A person familiar with both…

1 Like
class C:
    x: Final[int]

    def __init__(self, x: int) -> None:
        self.x = x

Should this imply x is not overridable in subclasses? What would an override even mean in this context? A subclass not being able to set x by itself, but having to call super().__init__(x=...)?

According the spec, yes.

There must be exactly one assignment to a final name.

Additionally, a type checker should prevent final attributes from being overridden in a subclass:

Both mypy and pyright agree that both SubItem1 and SubItem2 are in error here:

class Item:
    x: Final[int]
    
    def __init__(self, x: int) -> None:
        self.x = x
        
class SubItem1(Item):
    def __int__(self, x: int) -> None:
        self.x = x
        
class SubItem2(Item):
    x = 4

(And that doesn’t change if we use self.x: Final[int] = x inside __init__, instead of the class-level annotation.)

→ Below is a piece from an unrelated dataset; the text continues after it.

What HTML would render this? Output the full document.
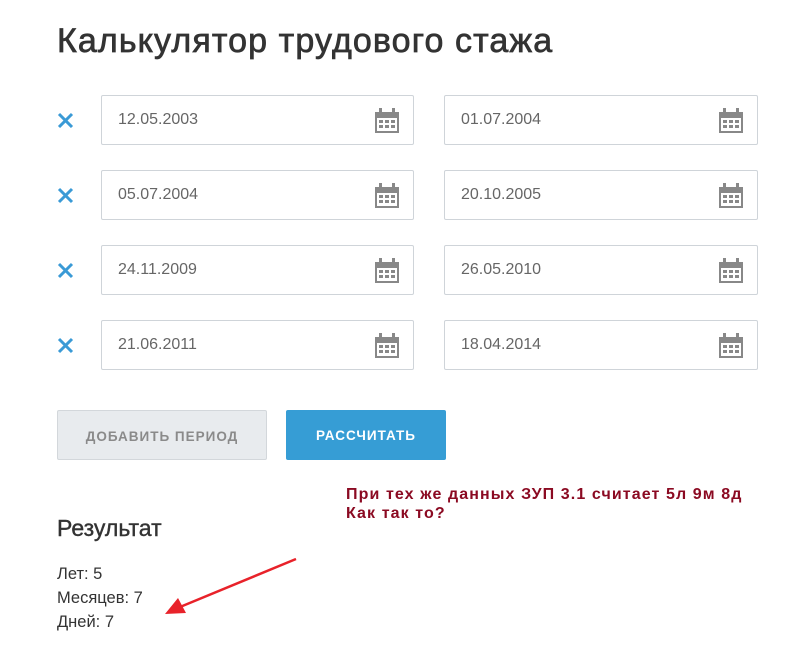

I think “override” here means a class-level assignment, as in SubItem2 above. SubItem1 is wrong due to the “exactly one assignment” requirement. And yes, it should instead call super().init(...) or Item.__init__(...) to initialize x.

1 Like

A person familiar with both would reasonably interpret that the order of operations is pretty clear here and can compare the runtime behavior.

The dataclass transform transforms the class level annotations into equivalent instance ones. That’s how decorators on classes work, they take something, and modify it. The behavior of that decorator is specified and very special cased already because otherwise:

@dataclass
class C:
    x: list[int] = field(default_factory=list)

would fail as a dataclass field isn’t consistent with list[int]

It’s very hard to take people seriously about this being unclear.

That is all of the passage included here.